Also heap allocation is costly, even in languages with fast heap allocation. It is still an order of magnitude slower than stack allocation.
> But I agree: for anything that you want to deallocate deterministically, or at least soon enough, you need to track ownership, and care about the lifetimes
It is not only that.
You need ownership not only to determine lifetimes.
You need to know it in order to be able to tell if, having a reference to an object, you're allowed to update it and in what way. Is it the only reference? If it is shared, who also has it and what can it do with it? If I call "foo" on it, will I cause a "problem at a distance" for another shareholder? Being able to answer such questions directly by looking at the code makes it way easier to navigate in a big project written by other people.

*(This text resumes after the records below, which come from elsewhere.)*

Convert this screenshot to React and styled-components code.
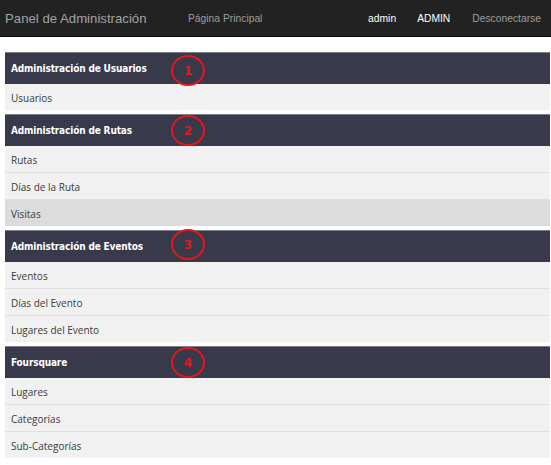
import React from 'react';
import styled, { createGlobalStyle } from 'styled-components';

const GlobalStyle = createGlobalStyle`
    html, body {
        margin: 0;
        padding: 0;
        background: #fff;
    }
`;

const Navbar = styled.nav`
    display: flex;
    align-items: center;
    height: 36px;
    background: #222;
    border-bottom: 1px solid #080808;
    font-family: "Liberation Sans", Arial, sans-serif;
`;

const Brand = styled.div`
    font-size: 13.2px;
    color: #a3a3a3;
    padding-left: 5px;
    width: 183px;
`;

const NavLink = styled.a`
    font-size: 10.3px;
    color: ${(p) => (p.$active ? '#fff' : '#9d9d9d')};
    text-decoration: none;
    margin-right: ${(p) => p.$gap || 0}px;
`;

const Spacer = styled.div`
    flex: 1;
`;

const Content = styled.div`
    display: flex;
    flex-direction: column;
    gap: 4px;
    padding: 15px 1px 0 5px;
`;

const Panel = styled.section`
    position: relative;
    display: flex;
    flex-direction: column;
`;

const Header = styled.div`
    height: 31px;
    display: flex;
    align-items: center;
    padding-left: 6px;
    background: #383a4c;
    border-top: 1px solid #7d7d85;
    color: #fff;
    font-family: "DejaVu Sans Condensed", "DejaVu Sans", Verdana, sans-serif;
    font-stretch: condensed;
    font-weight: bold;
    font-size: 10px;
    letter-spacing: -0.15px;
`;

const Item = styled.div`
    height: 26px;
    display: flex;
    align-items: center;
    padding: 1px 0 0 6px;
    box-sizing: border-box;
    height: 27px;
    background: ${(p) => (p.$selected ? '#dcdcdc' : '#f1f1f1')};
    border-top: 1px solid #e0e0e0;
    color: #3b3b3b;
    font-family: "Open Sans", "Noto Sans", sans-serif;
    font-size: 10px;

    &:first-of-type {
        border-top: none;
        height: 26px;
    }
`;

const Badge = styled.div`
    position: absolute;
    left: 166px;
    top: ${(p) => p.$top}px;
    width: 30px;
    height: 27px;
    border: 2px solid #e3161c;
    border-radius: 50%;
    display: flex;
    align-items: center;
    justify-content: center;
    color: #e3161c;
    font-family: "DejaVu Sans", Verdana, sans-serif;
    font-weight: bold;
    font-size: 12px;
`;

const sections = [
    { title: 'Administración de Usuarios', n: 1, top: 3, items: ['Usuarios'] },
    { title: 'Administración de Rutas', n: 2, top: 1, items: ['Rutas', 'Días de la Ruta', 'Visitas'], selected: 2 },
    { title: 'Administración de Eventos', n: 3, top: -1, items: ['Eventos', 'Días del Evento', 'Lugares del Evento'] },
    { title: 'Foursquare', n: 4, top: 1, items: ['Lugares', 'Categorías', 'Sub-Categorías'] },
];

const App = () => {
    return (
        <>
            <GlobalStyle />
            <Navbar>
                <Brand>Panel de Administración</Brand>
                <NavLink>Página Principal</NavLink>
                <Spacer />
                <NavLink $active $gap={21}>admin</NavLink>
                <NavLink $active $gap={22}>ADMIN</NavLink>
                <NavLink $gap={10}>Desconectarse</NavLink>
            </Navbar>
            <Content>
                {sections.map((s) => (
                    <Panel key={s.n}>
                        <Header>{s.title}</Header>
                        <div>
                            {s.items.map((it, i) => (
                                <Item key={it} $selected={s.selected === i}>{it}</Item>
                            ))}
                        </div>
                        <Badge $top={s.top}>{s.n}</Badge>
                    </Panel>
                ))}
            </Content>
        </>
    );
};

export default App;
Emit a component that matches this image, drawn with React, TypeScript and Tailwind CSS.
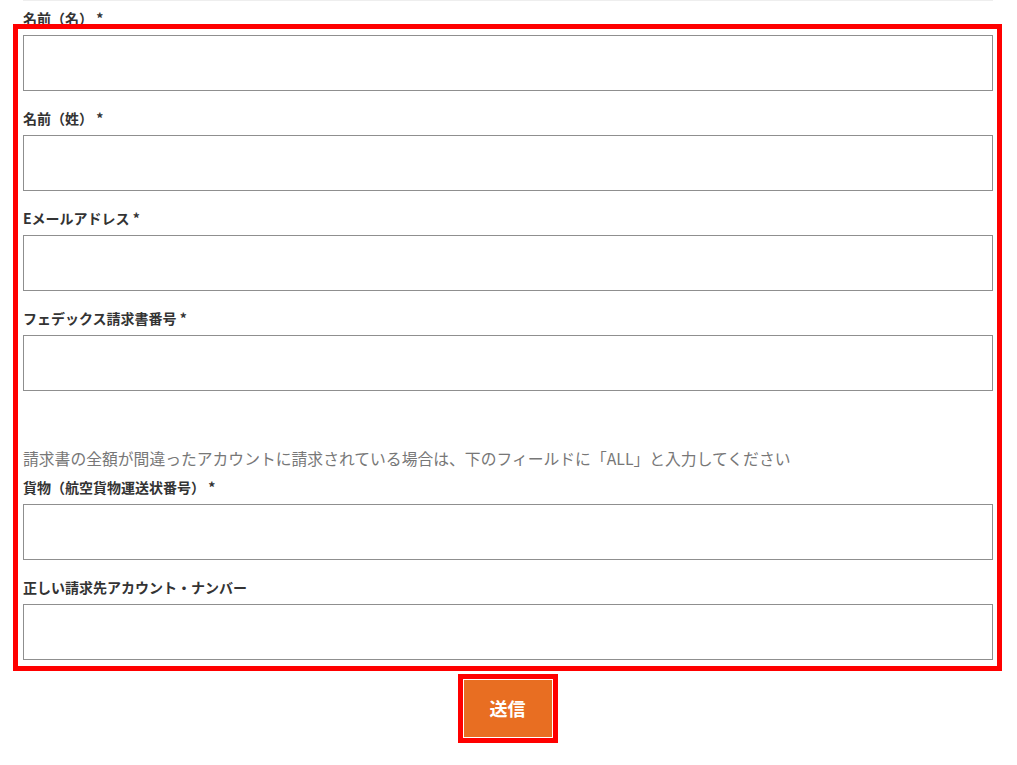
export default function App() {
  const fields = [
    { label: '名前（名）', required: true },
    { label: '名前（姓）', required: true },
    { label: 'Eメールアドレス', required: true },
    { label: 'フェデックス請求書番号', required: true },
  ];

  const lower = [
    { label: '貨物（航空貨物運送状番号）', required: true },
    { label: '正しい請求先アカウント・ナンバー', required: false },
  ];

  const renderField = (f: { label: string; required: boolean }, i: number, last: boolean) => (
    <div key={i} className={last ? '' : 'mb-[17px]'}>
      <label className="block h-5 leading-5 text-[14px] font-semibold text-[#333]">
        {f.label}
        {f.required && <span> *</span>}
      </label>
      <input type="text" className="mt-[7px] block w-[970px] h-[56px] border border-[#8f8f8f] bg-white outline-none" />
    </div>
  );

  return (
    <div
      className="relative w-[1017px] h-[765px] bg-white overflow-hidden"
      style={{ fontFamily: '"Noto Sans CJK JP", "Noto Sans", sans-serif' }}
    >
      <div className="ml-[23px] w-[970px] h-px bg-[#eeeeee]" />

      <form className="pl-[23px] pt-[7px]" onSubmit={(e) => e.preventDefault()}>
        {fields.map((f, i) => renderField(f, i, i === fields.length - 1))}

        <p className="mt-[56px] h-6 leading-6 text-[15.8px] text-[#777]">
          請求書の全額が間違ったアカウントに請求されている場合は、下のフィールドに「ALL」と入力してください
        </p>

        <div className="mt-[6px]">
          {lower.map((f, i) => renderField(f, i + 10, i === lower.length - 1))}
        </div>

        <div className="w-[970px] flex justify-center mt-[20px]">
          <button
            type="submit"
            className="ml-[-1px] w-[88px] h-[57px] bg-[#e86e22] text-white text-[18px] font-bold outline-[5px] outline-solid outline-[#ff0000] outline-offset-[1px]"
          >
            送信
          </button>
        </div>
      </form>

      {/* highlight overlay */}
      <div className="pointer-events-none absolute left-[13px] top-[24px] w-[989px] h-[647px] border-[5px] border-[#ff0000]" />
    </div>
  );
}
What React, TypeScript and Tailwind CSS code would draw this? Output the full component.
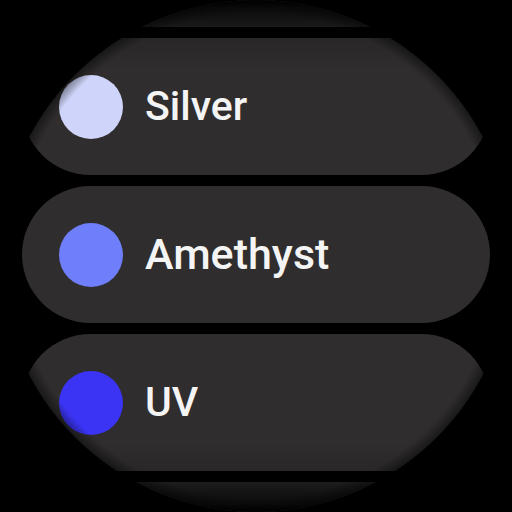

In C++ if I can see a simple value or a value wrapped in a unique_ptr, I know that I can update it safely and nothing else holds a reference. If I see a shared_ptr, I can expect it is shared, so I have been warned. The intent is clear. In Rust it is even safer, because the compiler enforces that what I see is really what I get (it is not just relying on conventions).
On the flip side, GC-based languages tend to invite a style of coding where reference aliasing is everywhere and there are no clear ownerships. I can see a reference to something and I have no idea what kind of reference it is and what I can safely do with it. It is just like a C pointer. I need to rely on code comments which could be wrong (or read a million lines of code).
That’s what OOP should handle though. You shouldn’t let internal objects escape if it is not intended.
Don’t get me wrong, I really like RAII or Rust’s compiler enforced ownership model but it doesn’t solve everything. Eg. it only disallows data races not race conditions.
Also, immutability goes a long way toward solving all that.
I meant tracing garbage collection. I'd say that something like 95% of allocations in real-world code can be done straightforwardly with RAII, or could be if the language supported it (and indeed gain maintainability benefits from being forced into an RAII-centric paradigm). But the remaining 5% is a real pain, and distributed over a wide variety of problems in a wide variety of domains. So tracing GC really does make life a lot easier, if you can afford it.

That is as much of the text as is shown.